Existem dois estilos tradicionais de corte de cabelo entre os korubo: num, deixa-se o cabelo somente do alto da cabeça até a testa, formando uma meia cuia. No outro, deixa-se somente uma faixa de cabelo de uma orelha a outra, no formato de uma tiara. Para cortar o cabelo, os korubo utilizam uma espécie local de capim.
Para a caça e a guerra, os korubo utilizam não apenas a borduna (que lhes legou a alcunha de "caceteiros") mas também zarabatanas, arco e flecha, e lanças. As pontas dos dardos das zarabatanas são tornadas venenosas através da raspagem de dois tipos de cipó.
Os korubo usam dois tipos de borduna: ixvante e mete. Esta última também échamada kweynamete por derivar da pupunheira (kweynat), e é o tipo de borduna mais utilizada pelos Korubo atualmente. Antigamente, o comprimento das bordunas variava: as menores eram utilizadas dentro da maloca contra ataques inimigos, e as maiores, na floresta. Atualmente, por não serem mais atacados como outrora, os Korubo deixaram de fabricar as pequenas bordunas.[23]

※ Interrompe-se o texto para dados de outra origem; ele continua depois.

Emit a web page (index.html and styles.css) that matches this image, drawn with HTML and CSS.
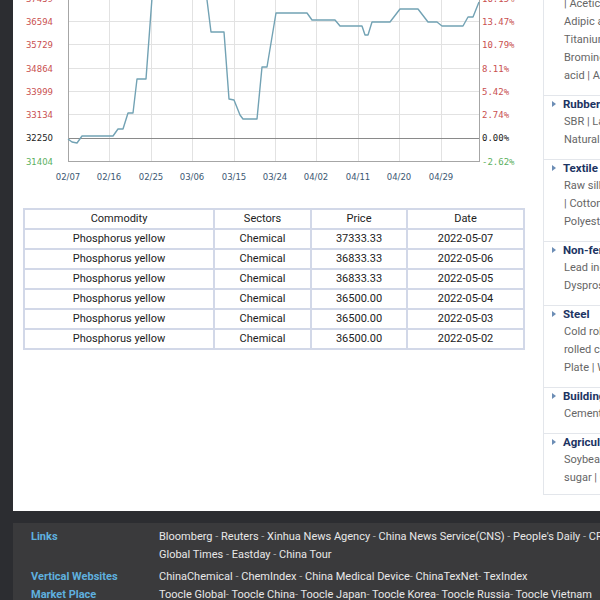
FILE: index.html
```html
<!DOCTYPE html>
<html>
<head>
<meta charset="utf-8">
<link rel="stylesheet" href="styles.css">
</head>
<body>
<div class="wrap">
  <div class="panel">
    <div class="content">
      <svg class="chart" width="530" height="190" viewBox="13 0 530 190">
        <g class="grid">
          <line x1="68" y1="-1.5" x2="479" y2="-1.5"/>
          <line x1="68" y1="21.5" x2="479" y2="21.5"/>
          <line x1="68" y1="44.5" x2="479" y2="44.5"/>
          <line x1="68" y1="68.5" x2="479" y2="68.5"/>
          <line x1="68" y1="91.5" x2="479" y2="91.5"/>
          <line x1="68" y1="114.5" x2="479" y2="114.5"/>
          <line x1="109.5" y1="-5" x2="109.5" y2="161"/>
          <line x1="151.5" y1="-5" x2="151.5" y2="161"/>
          <line x1="192.5" y1="-5" x2="192.5" y2="161"/>
          <line x1="234.5" y1="-5" x2="234.5" y2="161"/>
          <line x1="275.5" y1="-5" x2="275.5" y2="161"/>
          <line x1="316.5" y1="-5" x2="316.5" y2="161"/>
          <line x1="358.5" y1="-5" x2="358.5" y2="161"/>
          <line x1="399.5" y1="-5" x2="399.5" y2="161"/>
          <line x1="441.5" y1="-5" x2="441.5" y2="161"/>
        </g>
        <line class="base" x1="68" y1="138.5" x2="479" y2="138.5"/>
        <g class="axis">
          <line x1="68.5" y1="-5" x2="68.5" y2="162"/>
          <line x1="479.5" y1="-5" x2="479.5" y2="162"/>
          <line x1="68" y1="161.5" x2="480" y2="161.5"/>
        </g>
        <polyline class="series" points="68,139 72,142 77,143 82,136 113,136 118,129 123,129 128,113 133,113 137,79 146,79 152,-2 155,-15 200,-15 207,0 211,32 224,32 229,99 234,100 240,115 243,119 257,119 262,67 267,67 276,13 307,13 312,20 335,20 340,26 362,26 365,35 368,35 372,22 390,22 400,9 418,9 428,22 437,22 442,26 463,26 468,17 473,17 479,2"/>
        <g class="ylab">
          <text class="up" x="53" y="2">37459</text>
          <text class="up" x="53" y="25">36594</text>
          <text class="up" x="53" y="48">35729</text>
          <text class="up" x="53" y="72">34864</text>
          <text class="up" x="53" y="95">33999</text>
          <text class="up" x="53" y="118">33134</text>
          <text class="zero" x="53" y="141">32250</text>
          <text class="down" x="53" y="165">31404</text>
        </g>
        <g class="rlab">
          <text class="up" x="482" y="2">16.15%</text>
          <text class="up" x="482" y="25">13.47%</text>
          <text class="up" x="482" y="48">10.79%</text>
          <text class="up" x="482" y="72">8.11%</text>
          <text class="up" x="482" y="95">5.42%</text>
          <text class="up" x="482" y="118">2.74%</text>
          <text class="zero" x="482" y="141">0.00%</text>
          <text class="down" x="482" y="165">-2.62%</text>
        </g>
        <g class="xlab">
          <text x="68" y="180">02/07</text>
          <text x="109" y="180">02/16</text>
          <text x="151" y="180">02/25</text>
          <text x="192" y="180">03/06</text>
          <text x="234" y="180">03/15</text>
          <text x="275" y="180">03/24</text>
          <text x="316" y="180">04/02</text>
          <text x="358" y="180">04/11</text>
          <text x="399" y="180">04/20</text>
          <text x="441" y="180">04/29</text>
        </g>
      </svg>
      <table class="prices">
        <colgroup>
          <col class="c1"><col class="c2"><col class="c3"><col class="c4">
        </colgroup>
        <tr><td>Commodity</td><td>Sectors</td><td>Price</td><td>Date</td></tr>
        <tr><td>Phosphorus yellow</td><td>Chemical</td><td>37333.33</td><td>2022-05-07</td></tr>
        <tr><td>Phosphorus yellow</td><td>Chemical</td><td>36833.33</td><td>2022-05-06</td></tr>
        <tr><td>Phosphorus yellow</td><td>Chemical</td><td>36833.33</td><td>2022-05-05</td></tr>
        <tr><td>Phosphorus yellow</td><td>Chemical</td><td>36500.00</td><td>2022-05-04</td></tr>
        <tr><td>Phosphorus yellow</td><td>Chemical</td><td>36500.00</td><td>2022-05-03</td></tr>
        <tr><td>Phosphorus yellow</td><td>Chemical</td><td>36500.00</td><td>2022-05-02</td></tr>
      </table>
    </div>
    <div class="sidebar">
      <div class="cat">
        <div class="title">Chemical</div>
        <div class="ln">Caustic soda | Soda ash</div>
        <div class="ln">Methanol | Ethanol</div>
        <div class="ln">| Acetic acid | Acetone</div>
        <div class="ln">Adipic acid | Aniline</div>
        <div class="ln">Titanium dioxide | PVC</div>
        <div class="ln">Bromine | Sulfuric</div>
        <div class="ln">acid | Acrylic acid</div>
      </div>
      <div class="cat">
        <div class="title">Rubber</div>
        <div class="ln">SBR | Latex | BR</div>
        <div class="ln">Natural rubber | NBR</div>
      </div>
      <div class="cat">
        <div class="title">Textile</div>
        <div class="ln">Raw silk | Viscose</div>
        <div class="ln">| Cotton | Spandex</div>
        <div class="ln">Polyester yarn</div>
      </div>
      <div class="cat">
        <div class="title">Non-ferrous metals</div>
        <div class="ln">Lead ingot | Copper</div>
        <div class="ln">Dysprosium oxide</div>
      </div>
      <div class="cat">
        <div class="title">Steel</div>
        <div class="ln">Cold rolled sheet | Hot</div>
        <div class="ln">rolled coil | Rebar</div>
        <div class="ln">Plate | Wire rod</div>
      </div>
      <div class="cat">
        <div class="title">Building materials</div>
        <div class="ln">Cement | Glass</div>
      </div>
      <div class="cat">
        <div class="title">Agricultural</div>
        <div class="ln">Soybean meal | White</div>
        <div class="ln">sugar | Corn</div>
      </div>
    </div>
  </div>
  <div class="footer">
    <div class="label">Links</div>
    <div class="links links-first">Bloomberg <span class="sep">-</span> Reuters <span class="sep">-</span> Xinhua News Agency <span class="sep">-</span> China News Service(CNS) <span class="sep">-</span> People's Daily <span class="sep">-</span> CRI <span class="sep">-</span> China Daily <span class="sep">-</span><br>Global Times <span class="sep">-</span> Eastday <span class="sep">-</span> China Tour</div>
    <div class="label">Vertical Websites</div>
    <div class="links">ChinaChemical <span class="sep">-</span> ChemIndex <span class="sep">-</span> China Medical Device<span class="sep">-</span> ChinaTexNet<span class="sep">-</span> TexIndex</div>
    <div class="label">Market Place</div>
    <div class="links">Toocle Global<span class="sep">-</span> Toocle China<span class="sep">-</span> Toocle Japan<span class="sep">-</span> Toocle Korea<span class="sep">-</span> Toocle Russia<span class="sep">-</span> Toocle Vietnam</div>
  </div>
</div>
</body>
</html>
```
FILE: styles.css
```css
html, body {
  margin: 0;
  padding: 0;
  overflow: hidden;
  background: #2c2d31;
  font-family: Roboto, "Liberation Sans", Arial, sans-serif;
}
.wrap {
  margin-left: 13px;
  width: 800px;
}
.panel {
  background: #ffffff;
  display: flex;
  align-items: flex-start;
}
.content {
  width: 530px;
  flex: none;
}
.chart {
  display: block;
}
.grid line {
  stroke: #e2e2e2;
  stroke-width: 1;
}
.base {
  stroke: #8a8a8a;
  stroke-width: 1;
}
.axis line {
  stroke: #a6a6a6;
  stroke-width: 1;
}
.series {
  fill: none;
  stroke: #72a2b4;
  stroke-width: 1.4;
  stroke-linejoin: round;
}
.ylab text {
  font-family: "DejaVu Sans", Verdana, sans-serif;
  font-size: 8.5px;
  text-anchor: end;
}
.rlab text {
  font-family: "DejaVu Sans Mono", "Liberation Mono", monospace;
  font-size: 9px;
}
.up { fill: #c9504f; }
.zero { fill: #222222; }
.down { fill: #5cb060; }
.xlab text {
  font-family: "DejaVu Sans", Verdana, sans-serif;
  font-size: 8.5px;
  fill: #3c5872;
  text-anchor: middle;
}
.prices {
  margin: 18px 0 0 10px;
  border-collapse: collapse;
  width: 500px;
  table-layout: fixed;
  font-size: 11px;
  color: #222;
}
.c1 { width: 190px; }
.c2 { width: 97px; }
.c3 { width: 96px; }
.c4 { width: 117px; }
.prices td {
  border: 2px solid #d2d8e8;
  height: 18px;
  padding: 0;
  line-height: 18px;
  text-align: center;
}
.sidebar {
  flex: none;
  width: 210px;
  margin-top: -58px;
  margin-bottom: 16px;
  margin-left: 0;
  border-left: 1px solid #e3e6eb;
  border-bottom: 1px solid #e3e6eb;
  font-size: 11px;
}
.cat {
  padding-bottom: 10px;
  border-bottom: 1px solid #e3e6eb;
}
.cat:last-child {
  border-bottom: none;
  padding-bottom: 7px;
}
.title {
  line-height: 17px;
  font-weight: bold;
  font-size: 11.5px;
  color: #1c3463;
  padding-left: 8px;
  white-space: nowrap;
}
.title::before {
  content: "";
  display: inline-block;
  width: 0;
  height: 0;
  border-left: 4px solid #6c8db5;
  border-top: 3px solid transparent;
  border-bottom: 3px solid transparent;
  margin-right: 7px;
  vertical-align: 1px;
}
.ln {
  line-height: 18px;
  color: #666;
  padding-left: 20px;
  white-space: nowrap;
}
.footer {
  margin-top: 12px;
  background: #3a3a3c;
  padding: 5px 0 10px 18px;
  display: grid;
  grid-template-columns: 128px 1fr;
  font-size: 11px;
  line-height: 18px;
}
.label {
  color: #5fb0df;
  font-weight: bold;
}
.links {
  color: #e8e8e8;
  white-space: nowrap;
}
.links-first {
  margin-bottom: 4px;
}
.sep {
  color: #a8a8a8;
}
```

Com exceção das armas de guerra, caça e pesca, grande parte da cultura material Korubo é produzida pelas mulheres. Há que se considerar que mesmo as armas possuem acessórios feitos pelas mulheres, como a corda do arco, a alça da aljava e as bolsas para armazenamento do algodão, componente da zarabatana.